start
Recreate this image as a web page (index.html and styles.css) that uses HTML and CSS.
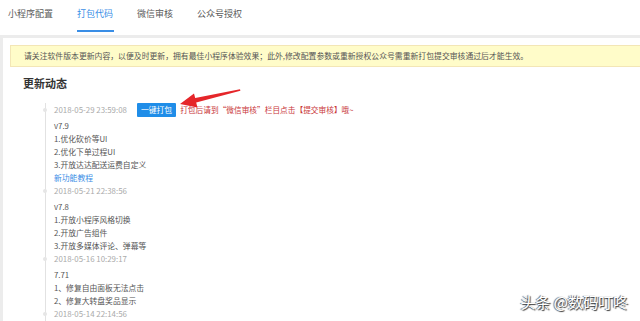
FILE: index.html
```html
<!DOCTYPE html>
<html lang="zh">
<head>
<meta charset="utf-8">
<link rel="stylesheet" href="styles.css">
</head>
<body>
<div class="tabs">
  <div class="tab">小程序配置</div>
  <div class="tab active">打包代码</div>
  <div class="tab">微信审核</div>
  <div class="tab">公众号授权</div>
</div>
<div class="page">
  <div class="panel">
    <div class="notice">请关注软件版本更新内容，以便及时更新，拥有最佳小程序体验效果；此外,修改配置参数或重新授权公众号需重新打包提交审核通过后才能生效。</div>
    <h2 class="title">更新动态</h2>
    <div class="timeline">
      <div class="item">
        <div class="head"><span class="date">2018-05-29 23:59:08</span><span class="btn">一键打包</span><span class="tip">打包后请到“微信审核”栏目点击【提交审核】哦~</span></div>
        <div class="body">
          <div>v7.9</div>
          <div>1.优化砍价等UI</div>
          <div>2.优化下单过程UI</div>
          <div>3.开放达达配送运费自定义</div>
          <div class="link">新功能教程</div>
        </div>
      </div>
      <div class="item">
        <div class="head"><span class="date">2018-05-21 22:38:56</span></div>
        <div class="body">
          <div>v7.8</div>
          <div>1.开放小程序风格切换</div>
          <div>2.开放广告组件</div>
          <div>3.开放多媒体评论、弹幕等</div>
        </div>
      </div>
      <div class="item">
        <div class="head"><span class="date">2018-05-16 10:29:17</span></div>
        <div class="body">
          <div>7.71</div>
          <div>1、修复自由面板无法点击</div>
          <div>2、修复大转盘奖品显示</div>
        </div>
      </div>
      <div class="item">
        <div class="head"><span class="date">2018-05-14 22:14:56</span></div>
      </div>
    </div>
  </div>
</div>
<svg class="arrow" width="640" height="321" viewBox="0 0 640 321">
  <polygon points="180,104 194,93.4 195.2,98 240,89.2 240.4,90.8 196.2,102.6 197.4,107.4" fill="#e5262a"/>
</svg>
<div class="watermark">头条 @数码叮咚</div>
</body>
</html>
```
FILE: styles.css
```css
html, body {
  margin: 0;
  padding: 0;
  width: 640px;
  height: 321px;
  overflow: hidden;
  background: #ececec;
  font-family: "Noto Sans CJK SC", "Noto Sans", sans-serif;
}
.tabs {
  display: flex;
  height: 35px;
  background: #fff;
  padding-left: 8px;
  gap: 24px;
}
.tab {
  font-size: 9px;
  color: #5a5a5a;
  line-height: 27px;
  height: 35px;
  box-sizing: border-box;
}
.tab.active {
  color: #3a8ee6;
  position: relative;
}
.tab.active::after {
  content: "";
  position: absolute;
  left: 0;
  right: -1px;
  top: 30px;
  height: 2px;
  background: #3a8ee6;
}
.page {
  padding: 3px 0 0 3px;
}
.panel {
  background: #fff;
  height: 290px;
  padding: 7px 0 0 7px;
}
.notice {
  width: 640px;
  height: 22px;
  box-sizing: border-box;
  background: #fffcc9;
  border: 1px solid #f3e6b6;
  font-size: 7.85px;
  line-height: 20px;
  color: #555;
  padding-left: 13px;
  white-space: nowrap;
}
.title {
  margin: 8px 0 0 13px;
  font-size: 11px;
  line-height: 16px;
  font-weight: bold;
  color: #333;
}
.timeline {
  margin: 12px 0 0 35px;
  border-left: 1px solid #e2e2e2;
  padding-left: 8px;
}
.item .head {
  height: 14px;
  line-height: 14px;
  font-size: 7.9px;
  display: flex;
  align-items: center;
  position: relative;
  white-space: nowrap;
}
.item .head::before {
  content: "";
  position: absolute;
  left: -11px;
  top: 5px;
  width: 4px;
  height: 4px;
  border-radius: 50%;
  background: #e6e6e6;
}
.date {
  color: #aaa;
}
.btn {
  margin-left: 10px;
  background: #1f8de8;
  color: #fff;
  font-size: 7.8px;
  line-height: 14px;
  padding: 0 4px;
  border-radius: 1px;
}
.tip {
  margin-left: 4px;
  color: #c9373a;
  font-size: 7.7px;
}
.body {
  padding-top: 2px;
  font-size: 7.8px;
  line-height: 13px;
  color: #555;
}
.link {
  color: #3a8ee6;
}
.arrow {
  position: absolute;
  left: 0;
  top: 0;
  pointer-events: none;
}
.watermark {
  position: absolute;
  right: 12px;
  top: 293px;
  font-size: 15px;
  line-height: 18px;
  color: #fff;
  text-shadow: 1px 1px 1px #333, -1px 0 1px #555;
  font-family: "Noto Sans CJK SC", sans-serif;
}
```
end
WRITTEN EXERCISE:
Omitting all images, print the listing exactly.

THE REPLY:
Recreate this image as a web page (index.html and styles.css) that uses HTML and CSS.
FILE: index.html
```html
<!DOCTYPE html>
<html lang="zh">
<head>
<meta charset="utf-8">
<link rel="stylesheet" href="styles.css">
</head>
<body>
<div class="tabs">
  <div class="tab">小程序配置</div>
  <div class="tab active">打包代码</div>
  <div class="tab">微信审核</div>
  <div class="tab">公众号授权</div>
</div>
<div class="page">
  <div class="panel">
    <div class="notice">请关注软件版本更新内容，以便及时更新，拥有最佳小程序体验效果；此外,修改配置参数或重新授权公众号需重新打包提交审核通过后才能生效。</div>
    <h2 class="title">更新动态</h2>
    <div class="timeline">
      <div class="item">
        <div class="head"><span class="date">2018-05-29 23:59:08</span><span class="btn">一键打包</span><span class="tip">打包后请到“微信审核”栏目点击【提交审核】哦~</span></div>
        <div class="body">
          <div>v7.9</div>
          <div>1.优化砍价等UI</div>
          <div>2.优化下单过程UI</div>
          <div>3.开放达达配送运费自定义</div>
          <div class="link">新功能教程</div>
        </div>
      </div>
      <div class="item">
        <div class="head"><span class="date">2018-05-21 22:38:56</span></div>
        <div class="body">
          <div>v7.8</div>
          <div>1.开放小程序风格切换</div>
          <div>2.开放广告组件</div>
          <div>3.开放多媒体评论、弹幕等</div>
        </div>
      </div>
      <div class="item">
        <div class="head"><span class="date">2018-05-16 10:29:17</span></div>
        <div class="body">
          <div>7.71</div>
          <div>1、修复自由面板无法点击</div>
          <div>2、修复大转盘奖品显示</div>
        </div>
      </div>
      <div class="item">
        <div class="head"><span class="date">2018-05-14 22:14:56</span></div>
      </div>
    </div>
  </div>
</div>
<svg class="arrow" width="640" height="321" viewBox="0 0 640 321">
  <polygon points="180,104 194,93.4 195.2,98 240,89.2 240.4,90.8 196.2,102.6 197.4,107.4" fill="#e5262a"/>
</svg>
<div class="watermark">头条 @数码叮咚</div>
</body>
</html>
```
FILE: styles.css
```css
html, body {
  margin: 0;
  padding: 0;
  width: 640px;
  height: 321px;
  overflow: hidden;
  background: #ececec;
  font-family: "Noto Sans CJK SC", "Noto Sans", sans-serif;
}
.tabs {
  display: flex;
  height: 35px;
  background: #fff;
  padding-left: 8px;
  gap: 24px;
}
.tab {
  font-size: 9px;
  color: #5a5a5a;
  line-height: 27px;
  height: 35px;
  box-sizing: border-box;
}
.tab.active {
  color: #3a8ee6;
  position: relative;
}
.tab.active::after {
  content: "";
  position: absolute;
  left: 0;
  right: -1px;
  top: 30px;
  height: 2px;
  background: #3a8ee6;
}
.page {
  padding: 3px 0 0 3px;
}
.panel {
  background: #fff;
  height: 290px;
  padding: 7px 0 0 7px;
}
.notice {
  width: 640px;
  height: 22px;
  box-sizing: border-box;
  background: #fffcc9;
  border: 1px solid #f3e6b6;
  font-size: 7.85px;
  line-height: 20px;
  color: #555;
  padding-left: 13px;
  white-space: nowrap;
}
.title {
  margin: 8px 0 0 13px;
  font-size: 11px;
  line-height: 16px;
  font-weight: bold;
  color: #333;
}
.timeline {
  margin: 12px 0 0 35px;
  border-left: 1px solid #e2e2e2;
  padding-left: 8px;
}
.item .head {
  height: 14px;
  line-height: 14px;
  font-size: 7.9px;
  display: flex;
  align-items: center;
  position: relative;
  white-space: nowrap;
}
.item .head::before {
  content: "";
  position: absolute;
  left: -11px;
  top: 5px;
  width: 4px;
  height: 4px;
  border-radius: 50%;
  background: #e6e6e6;
}
.date {
  color: #aaa;
}
.btn {
  margin-left: 10px;
  background: #1f8de8;
  color: #fff;
  font-size: 7.8px;
  line-height: 14px;
  padding: 0 4px;
  border-radius: 1px;
}
.tip {
  margin-left: 4px;
  color: #c9373a;
  font-size: 7.7px;
}
.body {
  padding-top: 2px;
  font-size: 7.8px;
  line-height: 13px;
  color: #555;
}
.link {
  color: #3a8ee6;
}
.arrow {
  position: absolute;
  left: 0;
  top: 0;
  pointer-events: none;
}
.watermark {
  position: absolute;
  right: 12px;
  top: 293px;
  font-size: 15px;
  line-height: 18px;
  color: #fff;
  text-shadow: 1px 1px 1px #333, -1px 0 1px #555;
  font-family: "Noto Sans CJK SC", sans-serif;
}
```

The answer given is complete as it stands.